Be Aware Of The Tax Man
Many of the financial decisions you make during a divorce can have tax implications. It is important to consult your accountant, or a tax attorney, to ensure that you make wise decisions. For example, it is common for one or both parties in a divorce to have significant assets in their qualified retirement plan. If a qualified retirement plan is divided in a divorce, it is important that the parties do not actually withdraw any money before age 59 1/2. Early withdrawal not only incurs penalty fees (usually 10%) but you will also be taxed at your ordinary income rate for the year that you take out the money, leaving you with significantly less than what you may need during retirement.
No Extravagancies During Divorce
Whatever you do, during a divorce, do not make any major financial purchases. Most states consider anything acquired during the marriage as community property – therefore, you could be forced to repay your spouse for your spending. Additionally, many courts impose injunctions, or orders preventing parties from spending money unnecessarily.
Another former client purchased a boat for nearly $50,000 during the divorce and attempted to keep it a secret. He thought he could get away with it, until he parked it in front of his house for a week. His wife got suspicious and asked for his bank records, where she found a monthly payment to a well-known boat dealer. That $50,000 boat cost my client an additional $25,000 in assets, because he wanted to fulfill his dreams before he was divorced. Patience is a virtue – wait until the divorce is finalized.
Play By The Rules
Always follow the court order. If you have been ordered to deliver property or execute documents to convey it, then you need to do so. If you have been ordered to pay attorney’s fees, then you must do so. Failure to follow a court order can have serious financial implications. The court can sentence the offending spouse to jail for contempt of court, which is not only embarrassing and uncomfortable, but could affect your ability to work. Your property may also be subject to a lien, meaning it is now secured by debts you owe to creditors. If you ever need to liquidate your property, the value will be diminished by the liens on top of it.

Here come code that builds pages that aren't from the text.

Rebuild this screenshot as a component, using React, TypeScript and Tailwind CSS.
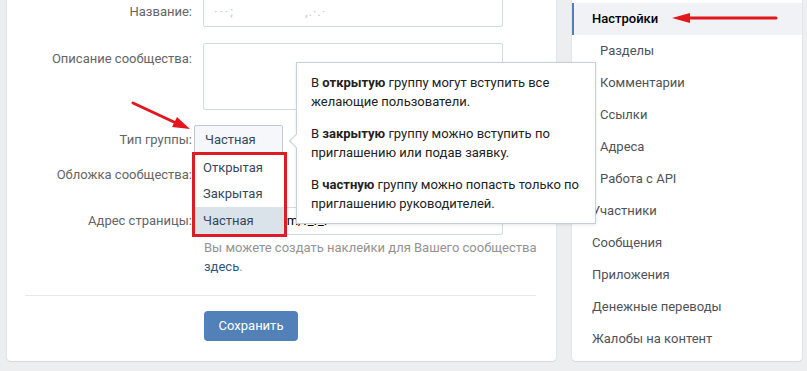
const menu = [
  { label: 'Настройки', sub: false, active: true },
  { label: 'Разделы', sub: true },
  { label: 'Комментарии', sub: true },
  { label: 'Ссылки', sub: true },
  { label: 'Адреса', sub: true },
  { label: 'Работа с API', sub: true },
  { label: 'Участники', sub: false },
  { label: 'Сообщения', sub: false },
  { label: 'Приложения', sub: false },
  { label: 'Денежные переводы', sub: false },
  { label: 'Жалобы на контент', sub: false },
];

const Label = ({ children, className = '' }: { children: React.ReactNode; className?: string }) => (
  <div className={'w-[185px] shrink-0 text-right text-[#656565] ' + className}>{children}</div>
);

export default function App() {
  return (
    <div
      className="relative flex h-[371px] w-[807px] items-start overflow-hidden bg-[#edeef0] text-[13px]"
      style={{ fontFamily: 'Roboto, "Liberation Sans", sans-serif' }}
    >
      {/* Main settings card */}
      <div className="ml-[7px] flex h-[361px] w-[549px] shrink-0 flex-col rounded-b-[4px] bg-white shadow-[0_1px_0_0_#d7d8db,0_0_0_1px_#e3e4e8]">
        <div className="-mt-[3px] flex h-[30px] items-center">
          <Label>Название:</Label>
          <div className="ml-[11px] flex h-[30px] w-[300px] items-center rounded-[2px] border border-[#d3d9de] px-[10px] text-[#c4c8cc]">
            <span className="tracking-[2px]">···;</span>
            <span className="ml-[70px] tracking-[1px]">,.·.·</span>
          </div>
        </div>

        <div className="mt-[16px] flex items-start">
          <Label className="pt-[6px]">Описание сообщества:</Label>
          <div className="ml-[11px] h-[67px] w-[300px] rounded-[2px] border border-[#d3d9de]" />
        </div>

        <div className="mt-[15px] flex h-[30px] items-center">
          <Label>Тип группы:</Label>
          <div className="relative ml-[2px]">
            <div className="flex h-[30px] w-[89px] items-center rounded-t-[2px] border border-[#c0cad5] bg-[#f5f7fa] pl-[10px] text-[#35475c]">
              Частная
            </div>
            {/* dropdown list, outlined in red */}
            <div className="absolute left-[-2px] top-[27px] z-20 flex w-[95px] flex-col border-[3px] border-[#dd1d25] bg-white text-[#35475c]">
              <div className="flex h-[26px] items-center pl-[8px]">Открытая</div>
              <div className="flex h-[26px] items-center pl-[8px]">Закрытая</div>
              <div className="flex h-[27px] items-center bg-[#dae2ea] pl-[8px]">Частная</div>
            </div>
          </div>
        </div>

        <div className="mt-[5px] flex h-[30px] items-center">
          <Label>Обложка сообщества:</Label>
        </div>

        <div className="mt-[17px] flex h-[28px] items-center">
          <Label>Адрес страницы:</Label>
          <div className="ml-[11px] flex h-[28px] w-[300px] items-center rounded-[2px] border border-[#d3d9de] pl-[10px] text-[#000]">
            https://vk.com/r_r_r
          </div>
        </div>

        <div className="ml-[197px] mt-[3px] leading-[19px] text-[#939393]">
          Вы можете создать наклейки для Вашего сообщества
          <br />
          <span className="text-[#2a5885]">здесь</span>.
        </div>

        <div className="ml-[18px] mt-[19px] h-px w-[511px] bg-[#e7e8ec]" />

        <button className="ml-[197px] mt-[15px] h-[30px] w-[94px] rounded-[4px] bg-[#5181b8] text-white">
          Сохранить
        </button>
      </div>

      {/* Right menu */}
      <div className="ml-[16px] flex h-[361px] w-[230px] shrink-0 flex-col rounded-b-[4px] bg-white pt-[3px] shadow-[0_1px_0_0_#d7d8db,0_0_0_1px_#e3e4e8]">
        {menu.map((m) => (
          <div
            key={m.label}
            className={
              m.active
                ? 'flex h-[32px] items-center border-l-2 border-[#5181b8] bg-[#f0f2f5] pl-[18px] font-medium text-[#000]'
                : m.sub
                  ? 'flex h-[32px] items-center pl-[28px] text-[#4f5358]'
                  : 'flex h-[32px] items-center pl-[20px] text-[#4f5358]'
            }
          >
            {m.label}
          </div>
        ))}
      </div>

      {/* Tooltip */}
      <div className="absolute left-[296px] top-[62px] z-10 w-[300px] border border-[#c5d0db] bg-white px-[14px] py-[10px] leading-[19px] text-[#222] shadow-[0_1px_3px_rgba(0,0,0,0.1)]">
        <div className="absolute left-[-6px] top-[73px] h-[10px] w-[10px] rotate-45 border-b border-l border-[#c5d0db] bg-white" />
        <p className="relative mb-[13px]">
          В <b>открытую</b> группу могут вступить все желающие пользователи.
        </p>
        <p className="relative mb-[13px]">
          В <b>закрытую</b> группу можно вступить по приглашению или подав заявку.
        </p>
        <p className="relative">
          В <b>частную</b> группу можно попасть только по приглашению руководителей.
        </p>
      </div>

      {/* Red annotation arrows */}
      <svg className="pointer-events-none absolute left-0 top-0 z-30" width="807" height="371">
        <line x1="133" y1="103" x2="176" y2="123" stroke="#e3151d" strokeWidth="3" strokeLinecap="round" />
        <polygon points="190,129 172,127 177,117" fill="#e3151d" />
        <line x1="776" y1="18" x2="686" y2="18" stroke="#e3151d" strokeWidth="3" strokeLinecap="round" />
        <polygon points="672,18 690,13 690,23" fill="#e3151d" />
      </svg>
    </div>
  );
}
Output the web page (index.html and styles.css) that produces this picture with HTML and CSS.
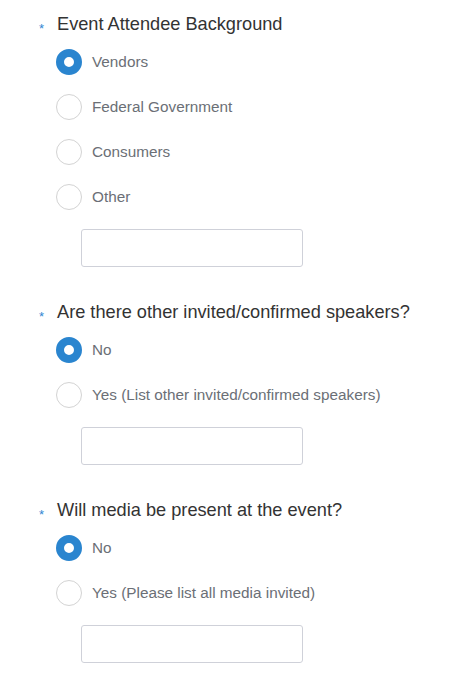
FILE: index.html
```html
<!DOCTYPE html>
<html>
<head>
<meta charset="utf-8">
<link rel="stylesheet" href="styles.css">
</head>
<body>
<form class="form">
  <div class="question">
    <div class="q-title"><span class="req">*</span><span class="q-text">Event Attendee Background</span></div>
    <div class="options">
      <label class="option"><span class="radio checked"></span><span class="opt-text">Vendors</span></label>
      <label class="option"><span class="radio"></span><span class="opt-text">Federal Government</span></label>
      <label class="option"><span class="radio"></span><span class="opt-text">Consumers</span></label>
      <label class="option"><span class="radio"></span><span class="opt-text">Other</span></label>
    </div>
    <input class="text-input" type="text">
  </div>
  <div class="question">
    <div class="q-title"><span class="req">*</span><span class="q-text">Are there other invited/confirmed speakers?</span></div>
    <div class="options">
      <label class="option"><span class="radio checked"></span><span class="opt-text">No</span></label>
      <label class="option"><span class="radio"></span><span class="opt-text">Yes (List other invited/confirmed speakers)</span></label>
    </div>
    <input class="text-input" type="text">
  </div>
  <div class="question">
    <div class="q-title"><span class="req">*</span><span class="q-text">Will media be present at the event?</span></div>
    <div class="options">
      <label class="option"><span class="radio checked"></span><span class="opt-text">No</span></label>
      <label class="option"><span class="radio"></span><span class="opt-text">Yes (Please list all media invited)</span></label>
    </div>
    <input class="text-input" type="text">
  </div>
</form>
</body>
</html>
```
FILE: styles.css
```css
html, body {
  margin: 0;
  padding: 0;
  background: #ffffff;
}
body {
  font-family: "Liberation Sans", Arial, sans-serif;
}
.form {
  display: flex;
  flex-direction: column;
  gap: 33px;
  padding: 12px 0 0 38px;
}
.question {
  display: flex;
  flex-direction: column;
}
.q-title {
  display: flex;
  align-items: center;
  height: 24px;
}
.req {
  width: 19px;
  color: #2f86d2;
  font-size: 13px;
  line-height: 13px;
  padding-top: 8px;
  padding-left: 1px;
  box-sizing: border-box;
}
.q-text {
  font-size: 18.2px;
  color: #333333;
}
.options {
  display: flex;
  flex-direction: column;
  margin-top: 3px;
  padding-left: 18px;
}
.option {
  display: flex;
  align-items: center;
  height: 45px;
  gap: 10px;
}
.radio {
  width: 26px;
  height: 26px;
  box-sizing: border-box;
  border-radius: 50%;
  border: 1px solid #d3d3d3;
  background: #ffffff;
}
.radio.checked {
  border: 8px solid #2a85cf;
}
.opt-text {
  font-size: 15.3px;
  color: #6b6f76;
}
.text-input {
  margin: 10px 0 0 43px;
  width: 222px;
  height: 38px;
  box-sizing: border-box;
  border: 1px solid #cfd1d9;
  border-radius: 3px;
  background: #ffffff;
  outline: none;
}
```
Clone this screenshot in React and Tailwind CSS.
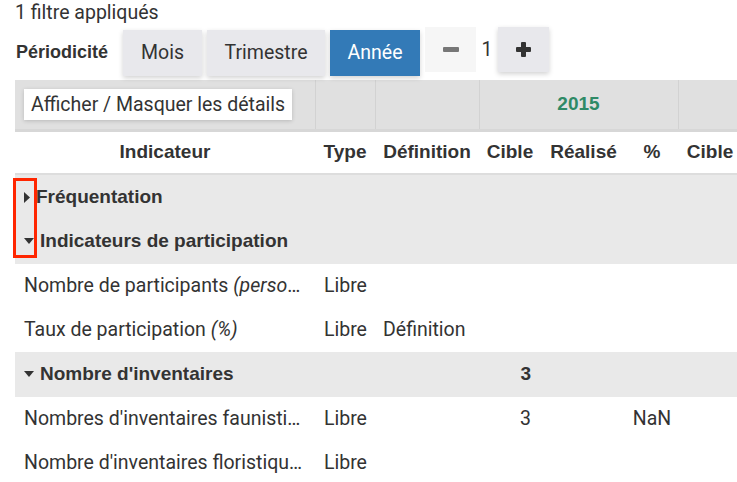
import React from 'react'

const head = "font-['Liberation_Sans',Arial,sans-serif] font-bold"

function Caret({ open }) {
  return open ? (
    <svg width="10" height="7" viewBox="0 0 10 7" className="mr-[6px] shrink-0">
      <path d="M0 0 L10 0 L5 6 Z" fill="#333" />
    </svg>
  ) : (
    <svg width="7" height="11" viewBox="0 0 7 11" className="mr-[5px] shrink-0">
      <path d="M0 0 L6 5.5 L0 11 Z" fill="#333" />
    </svg>
  )
}

function GroupRow({ label, open, cible }) {
  return (
    <tr className="bg-[#e9e9e9] h-[45px]">
      <td className="pl-[9px]">
        <div className={`flex items-center ${head} text-[19px]`}>
          <Caret open={open} />
          {label}
        </div>
      </td>
      <td />
      <td />
      <td className={`text-right pr-[10px] ${head} text-[19px]`}>{cible}</td>
      <td />
      <td />
      <td />
      <td />
      <td />
    </tr>
  )
}

function DataRow({ label, italic, def, cible, pct }) {
  return (
    <tr className="h-[44px] bg-white">
      <td className="pl-[9px] pr-[12px] whitespace-nowrap overflow-hidden text-ellipsis">
        {label}
        {italic && <i> {italic}</i>}
      </td>
      <td className="pl-[9px]">Libre</td>
      <td className="pl-[8px]">{def}</td>
      <td className="text-right pr-[10px]">{cible}</td>
      <td />
      <td className="text-center">{pct}</td>
      <td />
      <td />
      <td />
    </tr>
  )
}

export default function App() {
  const widths = [300, 60, 104, 62, 85, 52, 64, 85, 52]

  return (
    <div className="relative w-[737px] h-[482px] overflow-hidden bg-white text-[#333] font-['Roboto',sans-serif] text-[19.5px]">
      <div className="pl-[15px] leading-[26px]">1 filtre appliqués</div>

      {/* Periodicity toolbar */}
      <div className="flex items-start pl-[16px] h-[54px]">
        <span className={`${head} text-[18px] leading-[26px] mt-[13px]`}>Périodicité</span>
        <button className="ml-[15px] mt-[4px] h-[46px] w-[79px] bg-[#e8e8ec] shadow-[0_2px_5px_rgba(0,0,0,0.18)]">Mois</button>
        <button className="ml-[5px] mt-[4px] h-[46px] w-[118px] bg-[#e8e8ec] shadow-[0_2px_5px_rgba(0,0,0,0.18)]">Trimestre</button>
        <button className="ml-[5px] mt-[4px] h-[46px] w-[90px] bg-[#337ab7] text-white shadow-[0_2px_5px_rgba(0,0,0,0.18)]">Année</button>
        <button className="ml-[5px] mt-[1px] h-[45px] w-[51px] bg-[#f6f6f6] flex items-center justify-center">
          <svg width="16" height="5" viewBox="0 0 16 5"><rect width="16" height="5" rx="1" fill="#777" /></svg>
        </button>
        <span className="w-[22px] text-center mt-[11px] leading-[26px]">1</span>
        <button className="mt-[1px] h-[45px] w-[51px] bg-[#e8e8ec] flex items-center justify-center shadow-[0_2px_5px_rgba(0,0,0,0.18)]">
          <svg width="15" height="15" viewBox="0 0 15 15">
            <rect x="5" y="0" width="5" height="15" rx="1" fill="#333" />
            <rect x="0" y="5" width="15" height="5" rx="1" fill="#333" />
          </svg>
        </button>
      </div>

      {/* Table */}
      <div className="ml-[15px] overflow-hidden">
        <table className="table-fixed border-collapse w-[864px]">
          <colgroup>
            {widths.map((w, i) => (
              <col key={i} style={{ width: w }} />
            ))}
          </colgroup>
          <thead>
            <tr className="h-[50px] bg-[#e0e0e0] border-b-[3px] border-[#d7d7d7]">
              <td className="pl-[9px] align-middle">
                <button className="h-[31px] px-[7px] bg-white shadow-[0_1px_4px_rgba(0,0,0,0.18)]">Afficher / Masquer les détails</button>
              </td>
              <td className="border-l border-[#d2d2d2]" />
              <td className="border-l border-[#d2d2d2]" />
              <td colSpan={3} className={`border-l border-[#d2d2d2] text-center text-[#2e8a66] text-[19px] ${head}`}>2015</td>
              <td colSpan={3} className="border-l border-[#d2d2d2]" />
            </tr>
            <tr className={`h-[44px] border-b-2 border-[#dddddd] text-[19px] ${head}`}>
              <th className="text-center">Indicateur</th>
              <th className="text-center">Type</th>
              <th className="text-center">Définition</th>
              <th className="text-center">Cible</th>
              <th className="text-center">Réalisé</th>
              <th className="text-center">%</th>
              <th className="text-center">Cible</th>
              <th className="text-center">Réalisé</th>
              <th className="text-center">%</th>
            </tr>
          </thead>
          <tbody>
            <GroupRow label="Fréquentation" open={false} />
            <GroupRow label="Indicateurs de participation" open />
            <DataRow label="Nombre de participants" italic="(personnes)" />
            <DataRow label="Taux de participation" italic="(%)" def="Définition" />
            <GroupRow label="Nombre d'inventaires" open cible="3" />
            <DataRow label="Nombres d'inventaires faunistiques" cible="3" pct="NaN" />
            <DataRow label="Nombre d'inventaires floristiques" />
          </tbody>
        </table>
      </div>

      {/* red annotation box */}
      <div className="absolute left-[13px] top-[178px] w-[24px] h-[80px] border-[3px] border-[#ff2600]" />
    </div>
  )
}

Invest In Yourself Post-Divorce
After your divorce is finalized, it is a great time to invest in yourself. You are beginning a new chapter in life. Think about what that means to you, and develop concrete personal and financial goals. For some, it might mean going back to school. For others, it may mean starting a business. Maybe you have always wanted a second home to rent out and increase your income. Whatever it is, find out how much it will cost to invest in you, and determine if it’s worth the money. If it is, come up with a financial plan to start saving and go for it.
Divorce is hard, no matter how amicable. Setting aside emotions and thinking clearly about your financial future is the most important thing you can do for yourself, and your children. Consult with professionals who are familiar with the financial implications of divorce, develop a financial plan, and have patience in achieving it. You may be starting over, but with planning and persistence you can build a strong financial future.